BANDUNG, KOMPAS.com – Asosiasi Pengusaha Indonesia (Apindo) Jawa Barat menyampaikan sejumlah persoalan kepada Gubernur Jabar Dedi Mulyadi.
Mulai dari persoalan pengupahan yang dianggap tidak konsisten, iklim usaha, hingga harapan adanya sistem rekrutmen tenaga kerja yang lebih adil bagi warga lokal.
Ketua Apindo Jabar, Ning Wahyu, mengapresiasi langkah cepat Gubernur Dedi Mulyadi dalam menjaga iklim usaha yang kondusif.
“Keberadaan Satgas "Jabar Manunggal" sebagai langkah strategis untuk memberantas premanisme, pungutan liar dalam rekrutmen, dan praktik ilegal yang menghambat investasi,” tutur Ning, Kamis (17/4/2025).
Ning kemudian menyuarakan sejumlah persoalan yang tengah dihadapi dunia usaha di Jabar.
Soroti Polemik Upah dan Revisi SK
Salah satu isu utama yang disoroti Apindo adalah ketidakpastian dalam kebijakan pengupahan, terutama penetapan Upah Minimum Sektoral (UMS) Jawa Barat 2025 yang dinilai tak konsisten.
"SK yang sudah terbit justru direvisi karena tekanan di lapangan. Ini menimbulkan kekhawatiran di kalangan pengusaha dan menurunkan kepercayaan investor," ujar Ning.
Ia berharap pemerintah hadir sebagai penengah yang objektif dalam polemik tahunan ini. Menurutnya, Dewan Pengupahan tak lagi menjalankan fungsi deliberatif karena keputusan upah kerap ditetapkan di luar forum resmi.
Pajak dan Kendaraan Luar Jabar
Selain isu upah, Ning menanggapi permintaan Gubernur Jabar agar perusahaan memindahkan NPWP dan pusat administrasi ke wilayah Jabar, guna memastikan pajak dibayarkan di daerah tempat industri beroperasi.
"Kami menyambut baik permintaan ini. Jika pajak dibayarkan di Jabar, dampaknya bisa langsung dirasakan oleh masyarakat. Namun, pelaksanaannya tidak sederhana karena daerah asal kerap enggan melepas sumber pajaknya," kata Ning.
Gubernur Dedi Mulyadi juga meminta agar kendaraan operasional perusahaan—termasuk bus karyawan dan mobil dinas—menggunakan pelat Jabar.
Mengenai hal itu, Apindo merespons positif dan akan mendorong perusahaan anggota menyesuaikan secara bertahap.
Hubungan Industrial dan Rekrutmen Buruh
Dalam audiensi, Dedi menyoroti bahwa banyak buruh yang melakukan demo justru berasal dari luar daerah.
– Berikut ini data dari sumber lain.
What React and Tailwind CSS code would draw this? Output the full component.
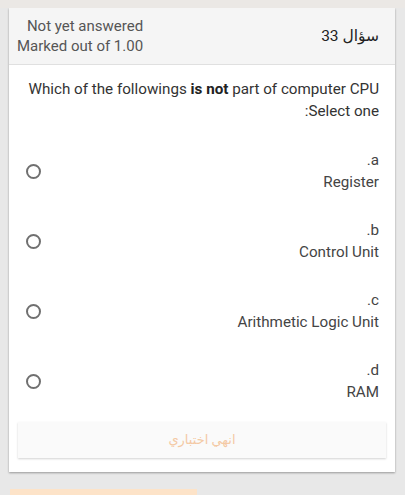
const OPTIONS = [
  { letter: "a.", label: "Register" },
  { letter: "b.", label: "Control Unit" },
  { letter: "c.", label: "Arithmetic Logic Unit" },
  { letter: "d.", label: "RAM" },
];

const App = () => {
  return (
    <div
      dir="rtl"
      className="w-[405px] h-[495px] overflow-hidden bg-[#e8e8e8] pt-[8px] relative"
      style={{ fontFamily: "Roboto, 'DejaVu Sans', sans-serif" }}
    >
      <div className="absolute top-0 left-0 right-0 h-[8px] bg-[#ebe8e5]" />

      {/* Question card */}
      <div className="mx-[10px] w-[386px] bg-white shadow-[0_1px_2px_rgba(0,0,0,0.35)]">
        {/* Header */}
        <div className="flex items-center justify-between bg-[#f5f5f5] border-b border-[#e0e0e0] pr-[16px] pl-[8px] py-[8px]">
          <div className="text-[15.5px] text-[#222] leading-[20px]">سؤال 33</div>
          <div className="text-[15px] text-[#555] leading-[20px] text-right">
            <div>Not yet answered</div>
            <div>Marked out of 1.00</div>
          </div>
        </div>

        {/* Body */}
        <div className="pt-[13px] pr-[16px] pl-[17px] pb-[14px]">
          <div className="text-[15.2px] text-[#333] leading-[22px]">
            Which of the followings <b className="font-bold text-[#222]">is not</b> part of computer CPU
          </div>
          <div className="text-[15.2px] text-[#333] leading-[22px]">Select one:</div>

          <div className="flex flex-col gap-[26px] mt-[27px]">
            {OPTIONS.map((o) => (
              <div key={o.letter} className="flex items-center justify-between">
                <div className="text-[15.2px] text-[#444] leading-[22px]">
                  <div>{o.letter}</div>
                  <div>{o.label}</div>
                </div>
                <span className="w-[15px] h-[15px] rounded-full border-2 border-[#707070]" />
              </div>
            ))}
          </div>

          <button className="mt-[19px] -mr-[7px] w-[368px] h-[36px] bg-[#fafafa] shadow-[0_1px_2px_rgba(0,0,0,0.18)] text-[13px] text-[#f4c9a4] flex items-center justify-center">
            انهي اختباري
          </button>
        </div>
      </div>

      <div className="absolute bottom-0 left-[10px] w-[187px] h-[6px] bg-[#fde3c8]" />
    </div>
  );
};

export default App;
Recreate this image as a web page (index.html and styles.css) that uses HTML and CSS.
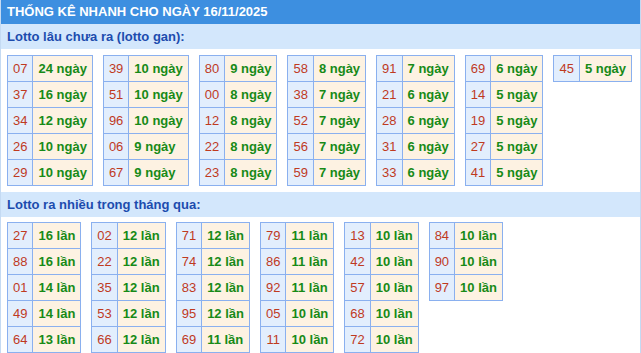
FILE: index.html
```html
<!DOCTYPE html>
<html lang="vi">
<head>
<meta charset="utf-8">
<title>Thống kê nhanh</title>
<link rel="stylesheet" href="styles.css">
</head>
<body>
<div class="box">
  <div class="title">THỐNG KÊ NHANH CHO NGÀY 16/11/2025</div>
  <div class="sub">Lotto lâu chưa ra (lotto gan):</div>
  <div class="tables tables-gan">
    <table><tr><td class="n">07</td><td class="v">24 ngày</td></tr><tr><td class="n">37</td><td class="v">16 ngày</td></tr><tr><td class="n">34</td><td class="v">12 ngày</td></tr><tr><td class="n">26</td><td class="v">10 ngày</td></tr><tr><td class="n">29</td><td class="v">10 ngày</td></tr></table>
    <table><tr><td class="n">39</td><td class="v">10 ngày</td></tr><tr><td class="n">51</td><td class="v">10 ngày</td></tr><tr><td class="n">96</td><td class="v">10 ngày</td></tr><tr><td class="n">06</td><td class="v">9 ngày</td></tr><tr><td class="n">67</td><td class="v">9 ngày</td></tr></table>
    <table><tr><td class="n">80</td><td class="v">9 ngày</td></tr><tr><td class="n">00</td><td class="v">8 ngày</td></tr><tr><td class="n">12</td><td class="v">8 ngày</td></tr><tr><td class="n">22</td><td class="v">8 ngày</td></tr><tr><td class="n">23</td><td class="v">8 ngày</td></tr></table>
    <table><tr><td class="n">58</td><td class="v">8 ngày</td></tr><tr><td class="n">38</td><td class="v">7 ngày</td></tr><tr><td class="n">52</td><td class="v">7 ngày</td></tr><tr><td class="n">56</td><td class="v">7 ngày</td></tr><tr><td class="n">59</td><td class="v">7 ngày</td></tr></table>
    <table><tr><td class="n">91</td><td class="v">7 ngày</td></tr><tr><td class="n">21</td><td class="v">6 ngày</td></tr><tr><td class="n">28</td><td class="v">6 ngày</td></tr><tr><td class="n">31</td><td class="v">6 ngày</td></tr><tr><td class="n">33</td><td class="v">6 ngày</td></tr></table>
    <table><tr><td class="n">69</td><td class="v">6 ngày</td></tr><tr><td class="n">14</td><td class="v">5 ngày</td></tr><tr><td class="n">19</td><td class="v">5 ngày</td></tr><tr><td class="n">27</td><td class="v">5 ngày</td></tr><tr><td class="n">41</td><td class="v">5 ngày</td></tr></table>
    <table><tr><td class="n">45</td><td class="v">5 ngày</td></tr></table>
  </div>
  <div class="sub">Lotto ra nhiều trong tháng qua:</div>
  <div class="tables tables-hot">
    <table><tr><td class="n">27</td><td class="v">16 lần</td></tr><tr><td class="n">88</td><td class="v">16 lần</td></tr><tr><td class="n">01</td><td class="v">14 lần</td></tr><tr><td class="n">49</td><td class="v">14 lần</td></tr><tr><td class="n">64</td><td class="v">13 lần</td></tr></table>
    <table><tr><td class="n">02</td><td class="v">12 lần</td></tr><tr><td class="n">22</td><td class="v">12 lần</td></tr><tr><td class="n">35</td><td class="v">12 lần</td></tr><tr><td class="n">53</td><td class="v">12 lần</td></tr><tr><td class="n">66</td><td class="v">12 lần</td></tr></table>
    <table><tr><td class="n">71</td><td class="v">12 lần</td></tr><tr><td class="n">74</td><td class="v">12 lần</td></tr><tr><td class="n">83</td><td class="v">12 lần</td></tr><tr><td class="n">95</td><td class="v">12 lần</td></tr><tr><td class="n">69</td><td class="v">11 lần</td></tr></table>
    <table><tr><td class="n">79</td><td class="v">11 lần</td></tr><tr><td class="n">86</td><td class="v">11 lần</td></tr><tr><td class="n">92</td><td class="v">11 lần</td></tr><tr><td class="n">05</td><td class="v">10 lần</td></tr><tr><td class="n">11</td><td class="v">10 lần</td></tr></table>
    <table><tr><td class="n">13</td><td class="v">10 lần</td></tr><tr><td class="n">42</td><td class="v">10 lần</td></tr><tr><td class="n">57</td><td class="v">10 lần</td></tr><tr><td class="n">68</td><td class="v">10 lần</td></tr><tr><td class="n">72</td><td class="v">10 lần</td></tr></table>
    <table><tr><td class="n">84</td><td class="v">10 lần</td></tr><tr><td class="n">90</td><td class="v">10 lần</td></tr><tr><td class="n">97</td><td class="v">10 lần</td></tr></table>
  </div>
</div>
</body>
</html>
```

FILE: styles.css
```css
html, body {
  margin: 0;
  padding: 0;
  background: #ffffff;
}
body {
  font-family: "Liberation Sans", Arial, sans-serif;
  font-size: 13px;
}
.box {
  width: 639px;
  border-left: 1px solid #c4daf3;
  border-right: 1px solid #c4daf3;
}
.title {
  height: 24px;
  line-height: 24px;
  padding-left: 6px;
  background: #3d8fe0;
  color: #ffffff;
  font-weight: bold;
  font-size: 13px;
}
.sub {
  height: 25px;
  line-height: 25px;
  padding-left: 6px;
  background: #d3e7fc;
  color: #1c4cae;
  font-weight: bold;
  font-size: 13px;
}
.tables {
  display: flex;
  align-items: flex-start;
  gap: 10px;
  padding-left: 6px;
}
.tables-gan {
  padding-top: 6px;
  padding-bottom: 6px;
}
.tables-hot {
  padding-top: 5px;
  padding-bottom: 2px;
}
table {
  border-collapse: collapse;
  border: 1px solid #8ab0ef;
}
td {
  border: 1px solid #8ab0ef;
  height: 25px;
  line-height: 25px;
  padding: 0 5px;
  white-space: nowrap;
}
td.n {
  background: #e2eefd;
  color: #bf3a1f;
  text-align: center;
}
td.v {
  background: #fdf2e2;
  color: #178a17;
  font-weight: bold;
}
```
Ia menilai akar persoalannya ada di pola rekrutmen HRD perusahaan.
“Perusahaan jangan membuka lowongan tanpa koordinasi. Gunakan sistem dari Pemprov, agar warga lokal diutamakan. Kalau tidak tersedia, baru cari dari luar,” kata Dedi.
Menanggapi itu, Ning menyampaikan dukungan penuh. Ia mengusulkan agar proses rekrutmen dilakukan melalui Apindo kabupaten/kota yang akan memetakan kebutuhan tenaga kerja lalu disampaikan ke Dinas Tenaga Kerja Provinsi.
“Prosesnya gratis, termasuk pelatihan dari Pemprov. Ini solusi tepat untuk mencetak ‘ready to use worker’ dari Jabar sendiri,” ujar Ning.
Keluhkan Seretnya Order
Apindo juga menyinggung konflik hubungan industrial di Cirebon dan Sukabumi yang membuat perusahaan menutup operasi dan berdampak pada ribuan pekerja.
"Customer luar negeri sampai membatalkan order karena terganggu demo. Ini sangat merugikan dan menciptakan efek domino sosial-ekonomi," katanya.
Dedi Mulyadi tak lupa mengingatkan pentingnya tanggung jawab industri terhadap lingkungan. Ia menegaskan pelaku usaha jangan "berdosa terhadap alam" dengan membuang limbah ke sungai.
“Kerusakan alam akan kembali merugikan dunia usaha juga,” tegasnya.
Ning tak menampik bahwa masih ada pengusaha yang melanggar. Namun, menurutnya, banyak perusahaan besar yang sudah menerapkan prinsip reduce, reuse, recycle karena tuntutan dari brand internasional.
“Kalau ada sampah dengan logo brand berserakan, bisa kena teguran. Jadi sebenarnya tidak semua pabrik nakal, meskipun ada yang perlu dibina,” katanya.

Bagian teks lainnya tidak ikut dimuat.